Exercise details ▸
Copy each line below that contains "index".

Provided material ▸
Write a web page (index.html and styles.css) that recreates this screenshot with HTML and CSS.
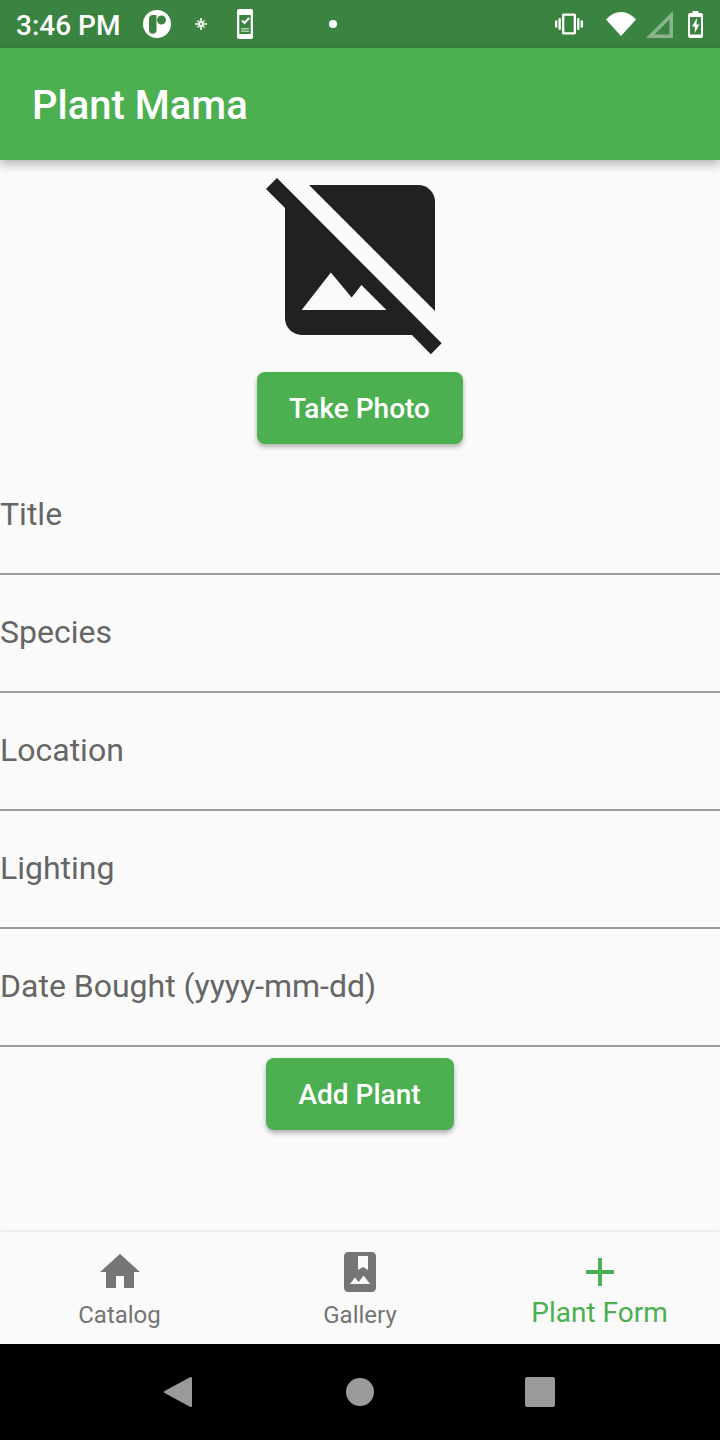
FILE: index.html
```html
<!DOCTYPE html>
<html lang="en">
<head>
    <meta charset="UTF-8">
    <meta name="viewport" content="width=device-width, initial-scale=1.0">
    <title>Plant Mama</title>
    <link rel="stylesheet" href="styles.css">
</head>
<body>
    <div class="screen">
        <div class="status-bar">
            <span class="clock">3:46 PM</span>
            <svg class="st-round" viewBox="0 0 28 28">
                <path fill="#fff" fill-rule="evenodd" d="M14 0a14 14 0 1 0 0 28 14 14 0 0 0 0-28zM6 9a4 4 0 0 1 4-4h3.500v15a3.750 3.750 0 0 1-7.500 0zM18.500 5.500a4.500 4.500 0 1 1 0 9 4.500 4.500 0 0 1 0-9z"/>
            </svg>
            <svg class="st-spark" viewBox="0 0 12 12">
                <path stroke="#fff" stroke-width="1.600" d="M6 0v12M0 6h12M2.500 2.500l7 7M9.500 2.500l-7 7"/>
                <circle cx="6" cy="6" r="1" fill="#3b8340"/>
            </svg>
            <svg class="st-phone" viewBox="0 0 16 30">
                <path fill="#fff" fill-rule="evenodd" d="M2 0h12a2 2 0 0 1 2 2v26a2 2 0 0 1-2 2H2a2 2 0 0 1-2-2V2a2 2 0 0 1 2-2zM2.300 6v19h11.400V6z"/>
                <path fill="none" stroke="#fff" stroke-width="2" d="M5 11.500l2.500 2.500 4.500-5"/>
                <path fill="#fff" opacity=".6" d="M4 19h8v1.500H4zM4 21.500h8V23H4z"/>
            </svg>
            <span class="st-dot"></span>
            <span class="status-right">
                <svg class="st-vibrate" viewBox="0 0 24 24">
                    <path fill="#fff" d="M0 15h2V9H0v6zm3 2h2V7H3v10zm19-8v6h2V9h-2zm-3 8h2V7h-2v10zM16.500 3h-9C6.670 3 6 3.670 6 4.500v15c0 .830.670 1.500 1.500 1.500h9c.830 0 1.500-.670 1.500-1.500v-15c0-.830-.670-1.500-1.500-1.500zM16 19H8V5h8v14z"/>
                </svg>
                <svg class="st-wifi" viewBox="0 0 30 24">
                    <path fill="#fff" d="M15 24L0 7.500C4 3 9.300 0 15 0s11 3 15 7.500z"/>
                </svg>
                <svg class="st-signal" viewBox="0 0 27 27">
                    <path fill="#fff" opacity=".4" fill-rule="evenodd" d="M27 0v27H0zM23.500 8.500L8.500 23.500h15z"/>
                </svg>
                <svg class="st-battery" viewBox="0 0 15 27">
                    <path fill="#fff" fill-rule="evenodd" d="M4.500 0h6v2H13a2 2 0 0 1 2 2v21a2 2 0 0 1-2 2H2a2 2 0 0 1-2-2V4a2 2 0 0 1 2-2h2.500zM2 6v17.500h11V6z"/>
                    <path fill="#fff" d="M9 7l-5 8.500h2.800V22l4.500-8.500H8.500z"/>
                </svg>
            </span>
        </div>

        <div class="app-bar">
            <h1 class="app-title">Plant Mama</h1>
        </div>

        <div class="content">
            <svg class="photo-icon" viewBox="0 0 24 24">
                <path fill="#212121" d="M21 5c0-1.100-.9-2-2-2H5.880L21 18.120V5z"/>
                <path fill="#212121" d="M2.040 2.160.72 3.480 3 5.760V19c0 1.100.9 2 2 2h13.240l2.260 2.300 1.300-1.300L2.040 2.160zM5 18l3.500-4.500 2.500 3.010L12.170 15l3 3H5z"/>
            </svg>
            <button class="btn">Take Photo</button>

            <div class="form">
                <div class="field">Title</div>
                <div class="field">Species</div>
                <div class="field">Location</div>
                <div class="field">Lighting</div>
                <div class="field">Date Bought (yyyy-mm-dd)</div>
            </div>

            <button class="btn btn-add">Add Plant</button>
        </div>

        <div class="bottom-nav">
            <div class="nav-item">
                <svg class="nav-icon" viewBox="0 0 24 24">
                    <path fill="#757575" d="M10 20v-6h4v6h5v-8h3L12 3 2 12h3v8z"/>
                </svg>
                <span class="nav-label nav-label-shift">Catalog</span>
            </div>
            <div class="nav-item">
                <svg class="nav-icon" viewBox="0 0 24 24">
                    <path fill="#757575" fill-rule="evenodd" d="M18 2H6c-1.100 0-2 .9-2 2v16c0 1.100.9 2 2 2h12c1.100 0 2-.9 2-2V4c0-1.100-.9-2-2-2zM11 4h5v7l-2.500-1.500L11 11V4zM7 18l2.500-3.210 1.790 2.150 2.500-3.220L17 18H7z"/>
                </svg>
                <span class="nav-label">Gallery</span>
            </div>
            <div class="nav-item nav-active">
                <svg class="nav-icon" viewBox="0 0 24 24">
                    <path fill="#4caf50" d="M19 13h-6v6h-2v-6H5v-2h6V5h2v6h6v2z"/>
                </svg>
                <span class="nav-label nav-label-shift">Plant Form</span>
            </div>
        </div>

        <div class="system-nav">
            <svg class="sys-back" viewBox="0 0 30 32">
                <path fill="#9a9a9a" d="M28 2v28L2 16z" stroke="#9a9a9a" stroke-width="2" stroke-linejoin="round"/>
            </svg>
            <span class="sys-home"></span>
            <span class="sys-recent"></span>
        </div>
    </div>
</body>
</html>
```

FILE: styles.css
```css
* {
    margin: 0;
    padding: 0;
    box-sizing: border-box;
}

body {
    background: #fafafa;
    font-family: Roboto, sans-serif;
}

.screen {
    width: 720px;
    height: 1440px;
    display: flex;
    flex-direction: column;
    overflow: hidden;
}

.status-bar {
    height: 48px;
    flex: none;
    display: flex;
    align-items: center;
    padding-left: 16px;
    background: #3b8340;
}

.clock {
    width: 127px;
    padding-top: 2px;
    color: white;
    font-size: 28px;
    font-weight: 500;
}

.st-round {
    width: 28px;
    height: 28px;
    margin-right: 24px;
}

.st-spark {
    width: 12px;
    height: 12px;
    margin-right: 30px;
}

.st-phone {
    width: 16px;
    height: 30px;
    margin-right: 76px;
}

.st-dot {
    width: 8px;
    height: 8px;
    border-radius: 50%;
    background: white;
}

.status-right {
    margin-left: auto;
    display: flex;
    align-items: center;
}

.st-vibrate {
    width: 28px;
    height: 28px;
    margin-right: 23px;
}

.st-wifi {
    width: 30px;
    height: 24px;
    margin-right: 10px;
}

.st-signal {
    width: 27px;
    height: 27px;
    margin-right: 15px;
}

.st-battery {
    width: 15px;
    height: 27px;
    margin-right: 17px;
}

.app-bar {
    height: 112px;
    flex: none;
    display: flex;
    align-items: center;
    padding: 2px 0 0 32px;
    background: #4caf50;
    box-shadow: 0 4px 10px rgba(0,0,0,0.3);
    position: relative;
}

.app-title {
    color: white;
    font-size: 40px;
    font-weight: 500;
}

.content {
    flex: 1;
    display: flex;
    flex-direction: column;
    align-items: center;
}

.photo-icon {
    width: 200px;
    height: 200px;
    margin-bottom: 12px;
}

.btn {
    height: 72px;
    padding: 0 33px 0 32px;
    border: none;
    border-radius: 8px;
    background: #4caf50;
    color: white;
    font-family: Roboto, sans-serif;
    font-size: 28px;
    font-weight: 500;
    box-shadow: 0 3px 5px rgba(0,0,0,0.3);
}

.btn-add {
    margin-top: 11px;
}

.form {
    width: 100%;
    margin-top: 13px;
}

.field {
    height: 118px;
    padding-top: 37px;
    border-bottom: 2px solid #9e9e9e;
    color: #666;
    font-size: 32px;
    line-height: 40px;
}

.bottom-nav {
    height: 112px;
    flex: none;
    display: flex;
    background: #fafafa;
    box-shadow: 0 -1px 3px rgba(0,0,0,0.1);
}

.nav-item {
    flex: 1;
    display: flex;
    flex-direction: column;
    align-items: center;
    padding-top: 16px;
    color: #757575;
}

.nav-icon {
    width: 48px;
    height: 48px;
}

.nav-label {
    font-size: 24px;
    line-height: 28px;
    margin-top: 5px;
}

.nav-label-shift {
    margin-right: 1px;
}

.nav-active {
    color: #4caf50;
}

.nav-active .nav-label {
    font-size: 28px;
    line-height: 32px;
    margin-top: 1px;
}

.system-nav {
    height: 96px;
    flex: none;
    display: flex;
    align-items: center;
    background: black;
    padding-left: 163px;
}

.sys-back {
    width: 30px;
    height: 32px;
    margin-right: 153px;
}

.sys-home {
    width: 28px;
    height: 28px;
    border-radius: 50%;
    background: #9a9a9a;
    margin-right: 151px;
}

.sys-recent {
    width: 30px;
    height: 30px;
    border-radius: 2px;
    background: #9a9a9a;
}
```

Response below ▸
Write a web page (index.html and styles.css) that recreates this screenshot with HTML and CSS.
FILE: index.html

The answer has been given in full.